When I do a geo nearSphere search without sort, the search returns fairly quickly. Though I suspect that it should be faster, it is within a second:

db.events.find({ _id: { '$nin': [] }, end_date: { '$gte': new Date("Mon, 16 Jun 2014 00:00:00 GMT") },  'venue.geo': { '$nearSphere': [ -74.00597, 40.71427 ], '$maxDistance': 0.03 }  }).limit(3).explain()
{
"cursor" : "S2NearCursor",
"isMultiKey" : false,
"n" : 3,
"nscannedObjects" : 27032,
"nscanned" : 27032,
"nscannedObjectsAllPlans" : 27032,
"nscannedAllPlans" : 27032,
"scanAndOrder" : false,
"indexOnly" : false,
"nYields" : 211,
"nChunkSkips" : 0,
"millis" : 231,
"indexBounds" : {
},
"server" : "ip-10-75-0-187:27017",
"filterSet" : false
}


However, once I add sort, the query can take up to 20 seconds to complete:

db.events.find({ _id: { '$nin': [] }, end_date: { '$gte': new Date("Mon, 16 Jun 2014 00:00:00 GMT") },  'venue.geo': { '$nearSphere': [ -74.00597, 40.71427 ], '$maxDistance': 0.03 }  }).sort({end_date:1}).limit(3).explain()
{
"cursor" : "S2NearCursor",
"isMultiKey" : false,
"n" : 3,
"nscannedObjects" : 10495027,
"nscanned" : 10495027,
"nscannedObjectsAllPlans" : 10495027,
"nscannedAllPlans" : 10495027,
"scanAndOrder" : true,
"indexOnly" : false,
"nYields" : 81993,
"nChunkSkips" : 0,
"millis" : 32743,
"indexBounds" : {
},
"server" : "ip-10-75-0-187:27017",
"filterSet" : false
}


Or it can crash completely and never return if I use `start_date` as the sort property:

db.events.find({ _id: { '$nin': [] }, end_date: { '$gte': new Date("Mon, 16 Jun 2014 00:00:00 GMT") },  'venue.geo': { '$nearSphere': [ -74.00597, 40.71427 ], '$maxDistance': 0.03 }  }).sort({start_date:1}).limit(3).explain()

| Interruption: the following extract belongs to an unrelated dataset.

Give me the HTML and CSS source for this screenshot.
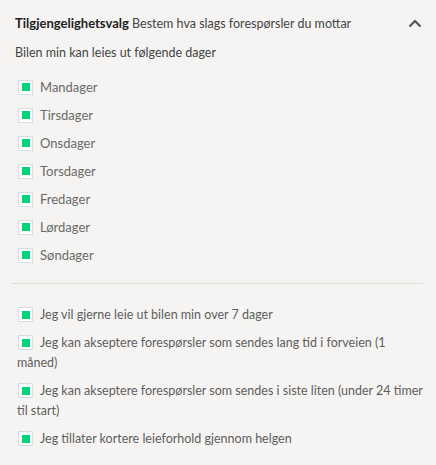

... never returns, CPU maxes out.

I've been reading up on the various types of indexes and created an index with all three properties (start_date, end_date, venue.geo), but that didn't seem to help performance:

> db.events.getIndexes()
[
{
"v" : 1,
"name" : "_id_",
"key" : {
"_id" : 1
},
"ns" : "getevents_api.events"
},
{
"v" : 1,
"key" : {
"venue.id" : 1
},
"name" : "venue.id_1",
"ns" : "getevents_api.events"
},
{
"v" : 1,
"key" : {
"account_id" : 1
},
"name" : "account_id_1",
"ns" : "getevents_api.events"
},
{
"v" : 1,
"key" : {
"keywords" : 1
},
"name" : "keywords_1",
"ns" : "getevents_api.events"
},
{
"v" : 1,
"key" : {
"start_date" : 1,
"end_date" : 1,
"venue.geo" : "2dsphere"
},
"name" : "start_date_1_end_date_1_venue.geo_2dsphere",
"ns" : "getevents_api.events",
"2dsphereIndexVersion" : 2
},
{
"v" : 1,
"key" : {
"venue.geo" : "2dsphere"
},
"name" : "venue.geo_2dsphere",
"ns" : "getevents_api.events",
"2dsphereIndexVersion" : 2
},
{
"v" : 1,
"key" : {
"start_date" : -1,
"end_date" : 1,
"venue.geo" : "2dsphere"
},
"name" : "start_date_-1_end_date_1_venue.geo_2dsphere",
"ns" : "getevents_api.events",
"2dsphereIndexVersion" : 2
}
]


Any ideas what's going on here? I'm fairly new to mongo, but not with the concept of indexes (albeit there are probably significant differences between my understanding and the way mongo functions), so any help, insight, or suggestions on improvements even outside the scope of this issue would be very much appreciated. This database will continue to grow, and we'd like our queries to be fairly snappy. I don't know how realistic an expectation this is, or if we should be implementing a caching layer in front, but either way the basic functionality of the queries should be executing timely and without complete server overload.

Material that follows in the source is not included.